In what follows, the SM surface-enhanced parameter space is explored through linear and ultrafast optical measurements utilizing nanometer to ångstrom scale plasmonic junctions and non-resonant molecular reporters. SERS measurements carried out on the prototypical gold dimer nano-antenna highlight the interplay between the molecular Raman scattering channel(s) and coherent luminescence of the plasmon itself. Ultrafast studies utilizing 100 femtosecond laser pulses establish the operating principles of the ultrafast analog of surface-enhanced spectroscopy, which are then utilized to demonstrated time and frequency resolved coherent Raman scattering (CRS) in the single molecule limit.
The fundamental mechanism of SERS is explored by replacing the continuous-wave excitation source with a picosecond pulse train, which probes the non-equilibrium population dynamics of SM phonon states.

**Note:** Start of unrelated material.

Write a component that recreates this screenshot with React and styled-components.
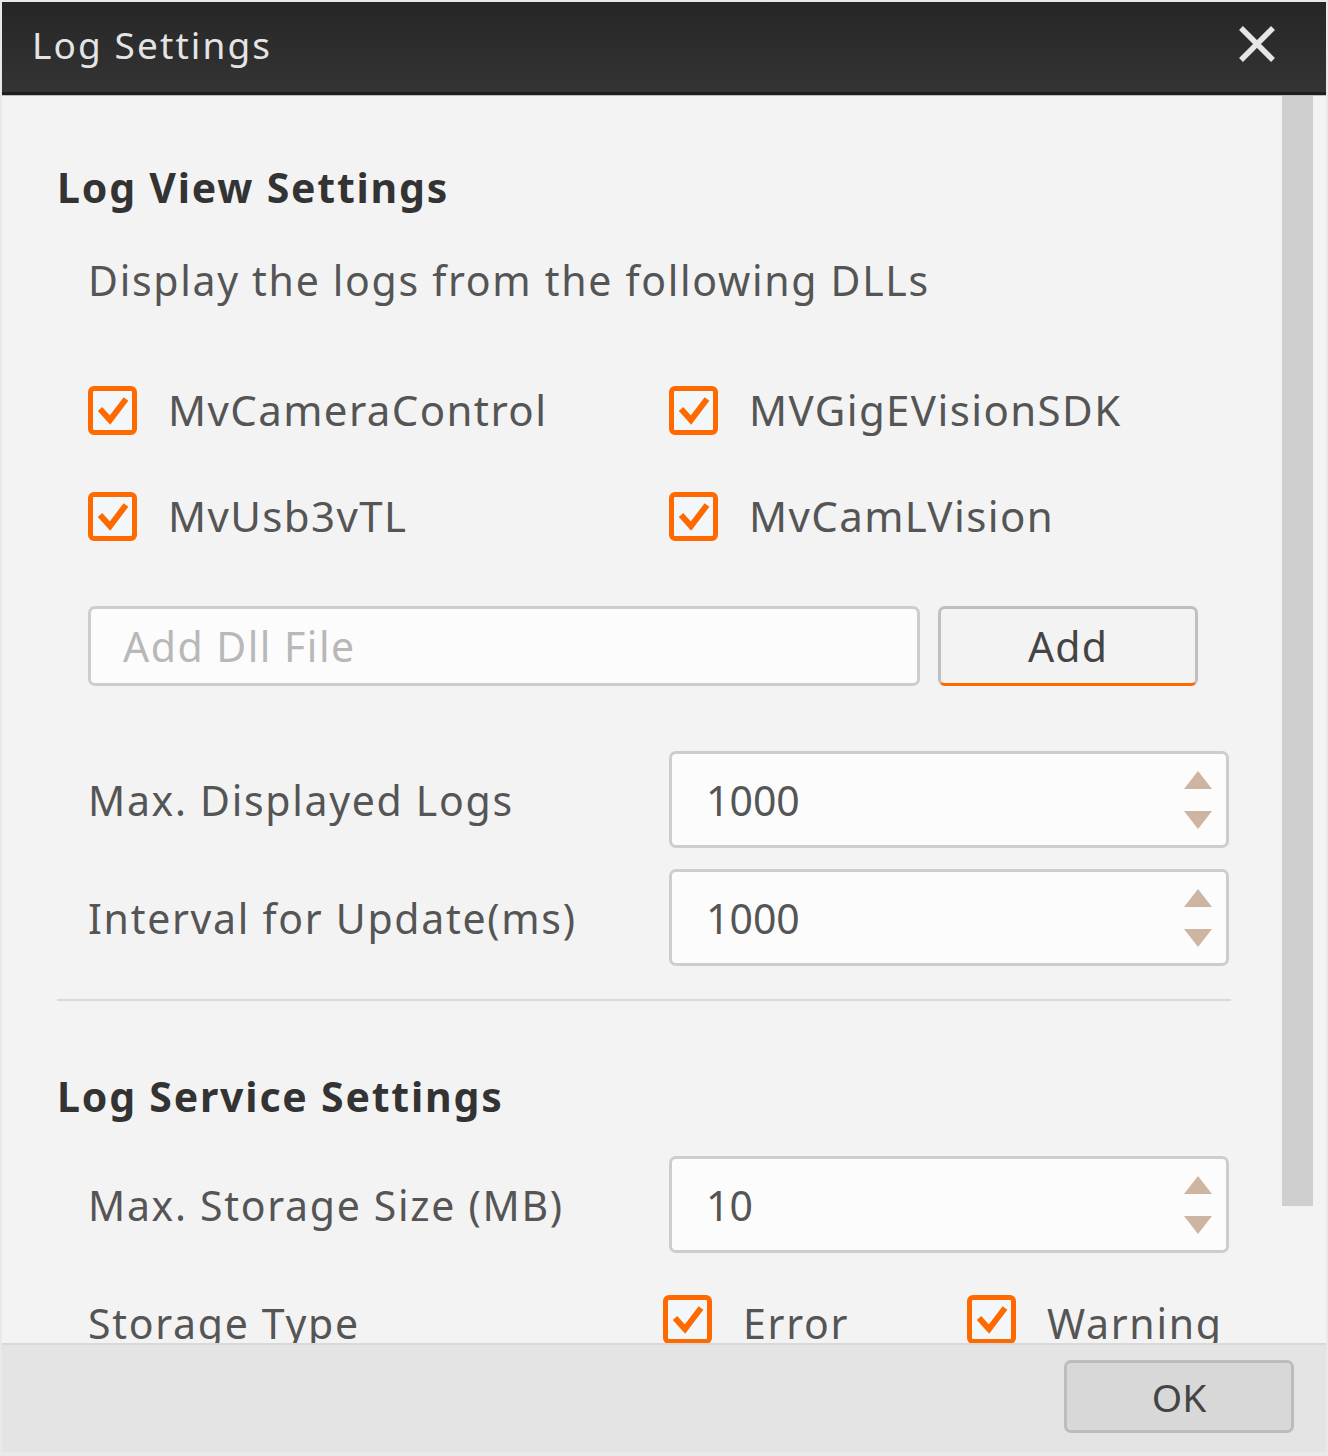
import React from "react";
import styled, { createGlobalStyle } from "styled-components";

const Global = createGlobalStyle`
  html, body { margin: 0; padding: 0; background: #f3f3f3; }
  * { box-sizing: border-box; }
`;

const FONT = `"Noto Sans", "Open Sans", sans-serif`;

const Window = styled.div`
  width: 1328px;
  height: 1456px;
  display: flex;
  flex-direction: column;
  border: 2px solid #e9e9e9;
  border-bottom-width: 4px;
  background: #f3f3f3;
  font-family: ${FONT};
  overflow: hidden;
`;

const TitleBar = styled.div`
  height: 93px;
  flex: none;
  display: flex;
  align-items: center;
  justify-content: space-between;
  padding: 0 50px 6px 30px;
  background: linear-gradient(#262626, #343434);
  border-bottom: 3px solid #1e1e1e;
  box-shadow: 0 1px 0 #bdbdbd;
`;

const Title = styled.div`
  color: #e4e4e4;
  font-size: 37px;
  letter-spacing: 2.1px;
`;

const Body = styled.div`
  flex: 1;
  display: flex;
  min-height: 0;
  overflow: hidden;
`;

const Content = styled.div`
  flex: 1;
  padding: 0 51px 0 55px;
  display: flex;
  flex-direction: column;
`;

const ScrollTrack = styled.div`
  width: 44px;
  flex: none;
  padding-top: 1px;
`;

const ScrollThumb = styled.div`
  width: 31px;
  height: 1110px;
  background: #cfcfcf;
`;

const Heading = styled.div`
  font-size: 41px;
  font-weight: 700;
  color: #333;
  line-height: 56px;
  margin-top: ${(p) => p.$mt}px;
  letter-spacing: 1.8px;
`;

const Text = styled.div`
  font-size: 41px;
  color: #555;
  line-height: 56px;
  white-space: nowrap;
  letter-spacing: 1.7px;
`;

const Description = styled(Text)`
  margin: 37px 0 0 31px;
`;

const CheckGrid = styled.div`
  display: grid;
  grid-template-columns: 581px 1fr;
  row-gap: 46px;
  margin: 72px 0 0 31px;
`;

const CheckItem = styled.label`
  display: flex;
  align-items: center;
  gap: 31px;
  height: 60px;
`;

const Box = styled.span`
  width: 49px;
  height: 49px;
  flex: none;
  border: 5px solid #ff6a00;
  border-radius: 6px;
  background: #f4f7f9;
  display: flex;
  align-items: center;
  justify-content: center;
`;

const CheckLabel = styled(Text)`
  font-size: 42px;
  letter-spacing: 1.4px;
`;

const AddRow = styled.div`
  display: flex;
  gap: 18px;
  margin: 60px 0 0 31px;
`;

const FileInput = styled.div`
  width: 832px;
  height: 80px;
  background: #fcfcfc;
  border: 3px solid #cdcdcd;
  border-radius: 7px;
  display: flex;
  align-items: center;
  padding-left: 32px;
  font-size: 41px;
  letter-spacing: 1.5px;
  color: #b8b8b8;
`;

const AddButton = styled.div`
  width: 260px;
  height: 80px;
  background: #f3f3f3;
  border: 3px solid #bfbfbf;
  border-bottom: 3px solid #ff6a00;
  border-radius: 7px;
  display: flex;
  align-items: center;
  justify-content: center;
  font-size: 41px;
  letter-spacing: 1.2px;
  color: #444;
`;

const FieldRow = styled.div`
  display: flex;
  align-items: center;
  margin: ${(p) => p.$mt}px 0 0 31px;
`;

const FieldLabel = styled(Text)`
  width: 581px;
  flex: none;
`;

const Spin = styled.div`
  width: 560px;
  height: 97px;
  background: #fcfcfc;
  border: 3px solid #cdcdcd;
  border-radius: 7px;
  display: flex;
  align-items: center;
  justify-content: space-between;
  padding: 0 14px 0 34px;
`;

const SpinValue = styled.span`
  font-size: 41px;
  color: #555;
`;

const Arrows = styled.div`
  display: flex;
  flex-direction: column;
  gap: 22px;
`;

const Divider = styled.div`
  height: 2px;
  flex: none;
  background: #d9d9d9;
  margin-top: 33px;
`;

const StorageRow = styled.div`
  display: grid;
  grid-template-columns: 575px 304px 1fr;
  align-items: center;
  margin: 34px 0 0 31px;
`;

const StorageText = styled(Text)`
  padding-top: 8px;
`;

const Footer = styled.div`
  height: 109px;
  flex: none;
  background: #e4e4e4;
  border-top: 2px solid #d9d9d9;
  display: flex;
  justify-content: flex-end;
  align-items: flex-start;
  padding: 15px 32px 0 0;
`;

const OkButton = styled.div`
  width: 230px;
  height: 73px;
  background: #d8d8d8;
  border: 3px solid #bcbcbc;
  border-radius: 7px;
  display: flex;
  align-items: center;
  justify-content: center;
  font-size: 39px;
  color: #444;
`;

const Check = ({ label, textPad }) => (
  <CheckItem>
    <Box>
      <svg width="32" height="30" viewBox="0 0 32 30">
        <path d="M3 14 L13 25 L29 4" fill="none" stroke="#ff6a00" strokeWidth="6" strokeLinejoin="miter" />
      </svg>
    </Box>
    {textPad ? <StorageText as="span">{label}</StorageText> : <CheckLabel>{label}</CheckLabel>}
  </CheckItem>
);

const SpinBox = ({ value }) => (
  <Spin>
    <SpinValue>{value}</SpinValue>
    <Arrows>
      <svg width="28" height="18" viewBox="0 0 28 18">
        <path d="M14 0 L28 18 L0 18 Z" fill="#cdb5a2" />
      </svg>
      <svg width="28" height="18" viewBox="0 0 28 18">
        <path d="M0 0 L28 0 L14 18 Z" fill="#cdb5a2" />
      </svg>
    </Arrows>
  </Spin>
);

export default function App() {
  return (
    <>
      <Global />
      <Window>
        <TitleBar>
          <Title>Log Settings</Title>
          <svg width="38" height="38" viewBox="0 0 38 38">
            <path d="M3 3 L35 35 M35 3 L3 35" stroke="#e6e6e6" strokeWidth="5.5" />
          </svg>
        </TitleBar>
        <Body>
          <Content>
            <Heading $mt={64}>Log View Settings</Heading>
            <Description>Display the logs from the following DLLs</Description>
            <CheckGrid>
              <Check label="MvCameraControl" />
              <Check label="MVGigEVisionSDK" />
              <Check label="MvUsb3vTL" />
              <Check label="MvCamLVision" />
            </CheckGrid>
            <AddRow>
              <FileInput>Add Dll File</FileInput>
              <AddButton>Add</AddButton>
            </AddRow>
            <FieldRow $mt={65}>
              <FieldLabel>Max. Displayed Logs</FieldLabel>
              <SpinBox value="1000" />
            </FieldRow>
            <FieldRow $mt={21}>
              <FieldLabel>Interval for Update(ms)</FieldLabel>
              <SpinBox value="1000" />
            </FieldRow>
            <Divider />
            <Heading $mt={67}>Log Service Settings</Heading>
            <FieldRow $mt={32}>
              <FieldLabel>Max. Storage Size (MB)</FieldLabel>
              <SpinBox value="10" />
            </FieldRow>
            <StorageRow>
              <StorageText>Storage Type</StorageText>
              <Check label="Error" textPad />
              <Check label="Warning" textPad />
            </StorageRow>
          </Content>
          <ScrollTrack>
            <ScrollThumb />
          </ScrollTrack>
        </Body>
        <Footer>
          <OkButton>OK</OkButton>
        </Footer>
      </Window>
    </>
  );
}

The latter are inferred through the observed inverted Stokes/anti-Stokes ratios and verified through stimulated and coherent Raman scattering (SRS and CARS) measurements carried out on the same system. Direct plasmon-molecule energy transfer is dominant over the optically induced and thermal contributions to the vibrational population.
Finally, SM TERS measurements utilizing a metalloporphyrin functionalized silver tip are carried out in ultrahigh vacuum and ultralow temperatures (5 K). These measurements directly image the atomic lattice of a copper nitride monolayer with 1.5 Å precision. A series of measurements recorded on this system highlight the essential role of photoelectrons in the TERS process.